### [WRITTEN REQUEST]
Will you write out the data exactly, excluding every picture?

### [DATA SHOWN]
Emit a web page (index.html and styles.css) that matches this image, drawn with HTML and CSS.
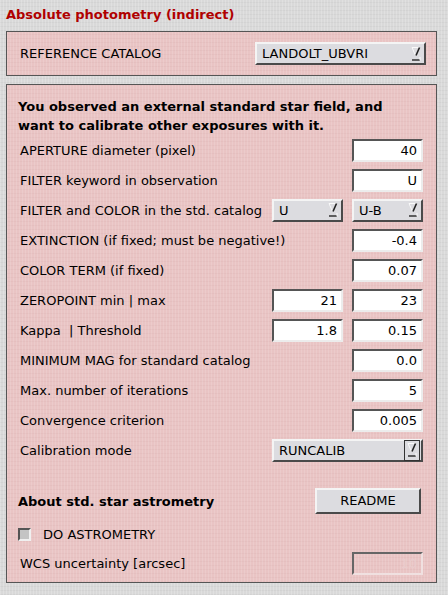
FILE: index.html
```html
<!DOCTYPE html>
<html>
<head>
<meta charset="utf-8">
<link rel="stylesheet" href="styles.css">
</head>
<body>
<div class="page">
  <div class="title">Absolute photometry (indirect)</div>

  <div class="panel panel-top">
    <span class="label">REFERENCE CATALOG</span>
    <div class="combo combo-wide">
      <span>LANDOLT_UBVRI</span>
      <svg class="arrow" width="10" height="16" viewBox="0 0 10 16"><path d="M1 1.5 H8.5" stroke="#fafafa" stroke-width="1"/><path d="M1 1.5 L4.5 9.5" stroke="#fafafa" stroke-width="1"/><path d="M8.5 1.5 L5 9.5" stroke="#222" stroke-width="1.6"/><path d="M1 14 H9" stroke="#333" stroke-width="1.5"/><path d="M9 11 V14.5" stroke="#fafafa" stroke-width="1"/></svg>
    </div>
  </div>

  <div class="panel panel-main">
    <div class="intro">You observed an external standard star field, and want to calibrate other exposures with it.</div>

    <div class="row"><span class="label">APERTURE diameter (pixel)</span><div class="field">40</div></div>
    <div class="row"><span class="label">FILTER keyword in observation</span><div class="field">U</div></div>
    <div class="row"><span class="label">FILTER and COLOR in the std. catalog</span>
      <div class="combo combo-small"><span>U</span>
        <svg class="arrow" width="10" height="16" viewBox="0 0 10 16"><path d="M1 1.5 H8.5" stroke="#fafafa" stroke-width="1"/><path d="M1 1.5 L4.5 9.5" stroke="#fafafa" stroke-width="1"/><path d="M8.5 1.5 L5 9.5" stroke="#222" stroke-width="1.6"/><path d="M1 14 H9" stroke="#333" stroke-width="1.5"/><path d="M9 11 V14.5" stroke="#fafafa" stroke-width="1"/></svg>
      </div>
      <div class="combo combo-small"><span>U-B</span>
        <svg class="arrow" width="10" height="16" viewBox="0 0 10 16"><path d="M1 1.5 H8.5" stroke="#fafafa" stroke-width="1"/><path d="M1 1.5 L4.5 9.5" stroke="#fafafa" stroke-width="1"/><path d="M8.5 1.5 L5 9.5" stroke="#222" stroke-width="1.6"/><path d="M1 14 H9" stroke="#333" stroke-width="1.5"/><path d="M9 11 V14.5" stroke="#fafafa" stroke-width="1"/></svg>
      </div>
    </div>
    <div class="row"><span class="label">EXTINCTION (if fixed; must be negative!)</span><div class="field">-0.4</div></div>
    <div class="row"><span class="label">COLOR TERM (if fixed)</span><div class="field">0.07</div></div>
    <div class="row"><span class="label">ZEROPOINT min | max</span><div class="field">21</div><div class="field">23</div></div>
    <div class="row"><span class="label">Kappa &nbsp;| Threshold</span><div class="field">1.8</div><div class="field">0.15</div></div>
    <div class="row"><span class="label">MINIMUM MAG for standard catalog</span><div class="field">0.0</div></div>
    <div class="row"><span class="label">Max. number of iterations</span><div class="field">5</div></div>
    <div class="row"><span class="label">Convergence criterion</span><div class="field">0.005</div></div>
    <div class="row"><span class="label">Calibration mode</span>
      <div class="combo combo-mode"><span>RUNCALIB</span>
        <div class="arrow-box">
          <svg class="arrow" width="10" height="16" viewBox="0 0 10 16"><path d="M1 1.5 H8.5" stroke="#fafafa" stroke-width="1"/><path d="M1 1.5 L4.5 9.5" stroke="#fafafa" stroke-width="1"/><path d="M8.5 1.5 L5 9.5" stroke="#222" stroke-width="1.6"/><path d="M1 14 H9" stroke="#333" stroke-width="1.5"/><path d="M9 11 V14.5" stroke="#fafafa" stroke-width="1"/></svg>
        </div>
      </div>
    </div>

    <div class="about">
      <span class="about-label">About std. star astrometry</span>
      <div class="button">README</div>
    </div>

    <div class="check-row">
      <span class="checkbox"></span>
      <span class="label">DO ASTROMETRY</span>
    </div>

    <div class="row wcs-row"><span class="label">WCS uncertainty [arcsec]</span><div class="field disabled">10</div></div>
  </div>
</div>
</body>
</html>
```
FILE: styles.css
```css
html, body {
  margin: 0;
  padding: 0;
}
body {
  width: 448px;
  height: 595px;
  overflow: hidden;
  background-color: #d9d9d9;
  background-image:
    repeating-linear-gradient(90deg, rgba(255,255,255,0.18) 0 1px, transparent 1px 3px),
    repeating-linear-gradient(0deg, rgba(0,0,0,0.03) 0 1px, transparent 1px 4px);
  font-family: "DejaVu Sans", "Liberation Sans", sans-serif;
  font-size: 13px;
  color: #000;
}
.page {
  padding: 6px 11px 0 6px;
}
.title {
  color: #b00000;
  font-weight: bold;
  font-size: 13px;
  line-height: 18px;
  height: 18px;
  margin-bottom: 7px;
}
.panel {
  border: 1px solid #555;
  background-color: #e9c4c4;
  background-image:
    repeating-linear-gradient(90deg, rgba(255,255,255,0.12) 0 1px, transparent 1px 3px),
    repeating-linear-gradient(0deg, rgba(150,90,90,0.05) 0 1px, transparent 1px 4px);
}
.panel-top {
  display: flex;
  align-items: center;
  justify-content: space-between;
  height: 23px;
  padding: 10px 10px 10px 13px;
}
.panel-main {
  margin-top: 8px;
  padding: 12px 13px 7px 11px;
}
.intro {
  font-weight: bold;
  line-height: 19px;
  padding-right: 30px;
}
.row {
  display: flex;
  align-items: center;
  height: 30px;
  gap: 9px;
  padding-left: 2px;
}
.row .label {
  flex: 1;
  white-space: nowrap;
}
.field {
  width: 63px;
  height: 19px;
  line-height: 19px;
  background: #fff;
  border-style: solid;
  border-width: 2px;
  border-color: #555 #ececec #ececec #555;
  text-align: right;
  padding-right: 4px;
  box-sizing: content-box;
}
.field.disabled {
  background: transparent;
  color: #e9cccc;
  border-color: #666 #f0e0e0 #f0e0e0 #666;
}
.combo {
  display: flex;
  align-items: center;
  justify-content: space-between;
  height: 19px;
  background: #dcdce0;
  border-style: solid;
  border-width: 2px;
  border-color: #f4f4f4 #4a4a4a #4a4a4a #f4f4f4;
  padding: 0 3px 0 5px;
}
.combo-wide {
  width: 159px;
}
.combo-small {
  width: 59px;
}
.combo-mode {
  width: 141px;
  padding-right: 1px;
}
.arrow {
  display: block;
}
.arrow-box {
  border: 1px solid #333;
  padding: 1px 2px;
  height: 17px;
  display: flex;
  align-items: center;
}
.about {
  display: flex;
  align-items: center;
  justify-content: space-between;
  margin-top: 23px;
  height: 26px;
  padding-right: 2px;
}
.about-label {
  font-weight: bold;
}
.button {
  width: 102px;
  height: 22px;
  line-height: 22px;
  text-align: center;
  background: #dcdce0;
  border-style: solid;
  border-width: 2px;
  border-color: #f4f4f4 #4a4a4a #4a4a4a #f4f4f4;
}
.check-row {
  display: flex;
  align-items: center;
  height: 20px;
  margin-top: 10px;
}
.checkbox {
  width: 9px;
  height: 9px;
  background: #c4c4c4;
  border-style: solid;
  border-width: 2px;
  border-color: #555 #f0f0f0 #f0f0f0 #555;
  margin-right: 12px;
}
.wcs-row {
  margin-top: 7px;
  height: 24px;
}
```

### [FULL ANSWER]
Emit a web page (index.html and styles.css) that matches this image, drawn with HTML and CSS.
FILE: index.html
```html
<!DOCTYPE html>
<html>
<head>
<meta charset="utf-8">
<link rel="stylesheet" href="styles.css">
</head>
<body>
<div class="page">
  <div class="title">Absolute photometry (indirect)</div>

  <div class="panel panel-top">
    <span class="label">REFERENCE CATALOG</span>
    <div class="combo combo-wide">
      <span>LANDOLT_UBVRI</span>
      <svg class="arrow" width="10" height="16" viewBox="0 0 10 16"><path d="M1 1.5 H8.5" stroke="#fafafa" stroke-width="1"/><path d="M1 1.5 L4.5 9.5" stroke="#fafafa" stroke-width="1"/><path d="M8.5 1.5 L5 9.5" stroke="#222" stroke-width="1.6"/><path d="M1 14 H9" stroke="#333" stroke-width="1.5"/><path d="M9 11 V14.5" stroke="#fafafa" stroke-width="1"/></svg>
    </div>
  </div>

  <div class="panel panel-main">
    <div class="intro">You observed an external standard star field, and want to calibrate other exposures with it.</div>

    <div class="row"><span class="label">APERTURE diameter (pixel)</span><div class="field">40</div></div>
    <div class="row"><span class="label">FILTER keyword in observation</span><div class="field">U</div></div>
    <div class="row"><span class="label">FILTER and COLOR in the std. catalog</span>
      <div class="combo combo-small"><span>U</span>
        <svg class="arrow" width="10" height="16" viewBox="0 0 10 16"><path d="M1 1.5 H8.5" stroke="#fafafa" stroke-width="1"/><path d="M1 1.5 L4.5 9.5" stroke="#fafafa" stroke-width="1"/><path d="M8.5 1.5 L5 9.5" stroke="#222" stroke-width="1.6"/><path d="M1 14 H9" stroke="#333" stroke-width="1.5"/><path d="M9 11 V14.5" stroke="#fafafa" stroke-width="1"/></svg>
      </div>
      <div class="combo combo-small"><span>U-B</span>
        <svg class="arrow" width="10" height="16" viewBox="0 0 10 16"><path d="M1 1.5 H8.5" stroke="#fafafa" stroke-width="1"/><path d="M1 1.5 L4.5 9.5" stroke="#fafafa" stroke-width="1"/><path d="M8.5 1.5 L5 9.5" stroke="#222" stroke-width="1.6"/><path d="M1 14 H9" stroke="#333" stroke-width="1.5"/><path d="M9 11 V14.5" stroke="#fafafa" stroke-width="1"/></svg>
      </div>
    </div>
    <div class="row"><span class="label">EXTINCTION (if fixed; must be negative!)</span><div class="field">-0.4</div></div>
    <div class="row"><span class="label">COLOR TERM (if fixed)</span><div class="field">0.07</div></div>
    <div class="row"><span class="label">ZEROPOINT min | max</span><div class="field">21</div><div class="field">23</div></div>
    <div class="row"><span class="label">Kappa &nbsp;| Threshold</span><div class="field">1.8</div><div class="field">0.15</div></div>
    <div class="row"><span class="label">MINIMUM MAG for standard catalog</span><div class="field">0.0</div></div>
    <div class="row"><span class="label">Max. number of iterations</span><div class="field">5</div></div>
    <div class="row"><span class="label">Convergence criterion</span><div class="field">0.005</div></div>
    <div class="row"><span class="label">Calibration mode</span>
      <div class="combo combo-mode"><span>RUNCALIB</span>
        <div class="arrow-box">
          <svg class="arrow" width="10" height="16" viewBox="0 0 10 16"><path d="M1 1.5 H8.5" stroke="#fafafa" stroke-width="1"/><path d="M1 1.5 L4.5 9.5" stroke="#fafafa" stroke-width="1"/><path d="M8.5 1.5 L5 9.5" stroke="#222" stroke-width="1.6"/><path d="M1 14 H9" stroke="#333" stroke-width="1.5"/><path d="M9 11 V14.5" stroke="#fafafa" stroke-width="1"/></svg>
        </div>
      </div>
    </div>

    <div class="about">
      <span class="about-label">About std. star astrometry</span>
      <div class="button">README</div>
    </div>

    <div class="check-row">
      <span class="checkbox"></span>
      <span class="label">DO ASTROMETRY</span>
    </div>

    <div class="row wcs-row"><span class="label">WCS uncertainty [arcsec]</span><div class="field disabled">10</div></div>
  </div>
</div>
</body>
</html>
```
FILE: styles.css
```css
html, body {
  margin: 0;
  padding: 0;
}
body {
  width: 448px;
  height: 595px;
  overflow: hidden;
  background-color: #d9d9d9;
  background-image:
    repeating-linear-gradient(90deg, rgba(255,255,255,0.18) 0 1px, transparent 1px 3px),
    repeating-linear-gradient(0deg, rgba(0,0,0,0.03) 0 1px, transparent 1px 4px);
  font-family: "DejaVu Sans", "Liberation Sans", sans-serif;
  font-size: 13px;
  color: #000;
}
.page {
  padding: 6px 11px 0 6px;
}
.title {
  color: #b00000;
  font-weight: bold;
  font-size: 13px;
  line-height: 18px;
  height: 18px;
  margin-bottom: 7px;
}
.panel {
  border: 1px solid #555;
  background-color: #e9c4c4;
  background-image:
    repeating-linear-gradient(90deg, rgba(255,255,255,0.12) 0 1px, transparent 1px 3px),
    repeating-linear-gradient(0deg, rgba(150,90,90,0.05) 0 1px, transparent 1px 4px);
}
.panel-top {
  display: flex;
  align-items: center;
  justify-content: space-between;
  height: 23px;
  padding: 10px 10px 10px 13px;
}
.panel-main {
  margin-top: 8px;
  padding: 12px 13px 7px 11px;
}
.intro {
  font-weight: bold;
  line-height: 19px;
  padding-right: 30px;
}
.row {
  display: flex;
  align-items: center;
  height: 30px;
  gap: 9px;
  padding-left: 2px;
}
.row .label {
  flex: 1;
  white-space: nowrap;
}
.field {
  width: 63px;
  height: 19px;
  line-height: 19px;
  background: #fff;
  border-style: solid;
  border-width: 2px;
  border-color: #555 #ececec #ececec #555;
  text-align: right;
  padding-right: 4px;
  box-sizing: content-box;
}
.field.disabled {
  background: transparent;
  color: #e9cccc;
  border-color: #666 #f0e0e0 #f0e0e0 #666;
}
.combo {
  display: flex;
  align-items: center;
  justify-content: space-between;
  height: 19px;
  background: #dcdce0;
  border-style: solid;
  border-width: 2px;
  border-color: #f4f4f4 #4a4a4a #4a4a4a #f4f4f4;
  padding: 0 3px 0 5px;
}
.combo-wide {
  width: 159px;
}
.combo-small {
  width: 59px;
}
.combo-mode {
  width: 141px;
  padding-right: 1px;
}
.arrow {
  display: block;
}
.arrow-box {
  border: 1px solid #333;
  padding: 1px 2px;
  height: 17px;
  display: flex;
  align-items: center;
}
.about {
  display: flex;
  align-items: center;
  justify-content: space-between;
  margin-top: 23px;
  height: 26px;
  padding-right: 2px;
}
.about-label {
  font-weight: bold;
}
.button {
  width: 102px;
  height: 22px;
  line-height: 22px;
  text-align: center;
  background: #dcdce0;
  border-style: solid;
  border-width: 2px;
  border-color: #f4f4f4 #4a4a4a #4a4a4a #f4f4f4;
}
.check-row {
  display: flex;
  align-items: center;
  height: 20px;
  margin-top: 10px;
}
.checkbox {
  width: 9px;
  height: 9px;
  background: #c4c4c4;
  border-style: solid;
  border-width: 2px;
  border-color: #555 #f0f0f0 #f0f0f0 #555;
  margin-right: 12px;
}
.wcs-row {
  margin-top: 7px;
  height: 24px;
}
```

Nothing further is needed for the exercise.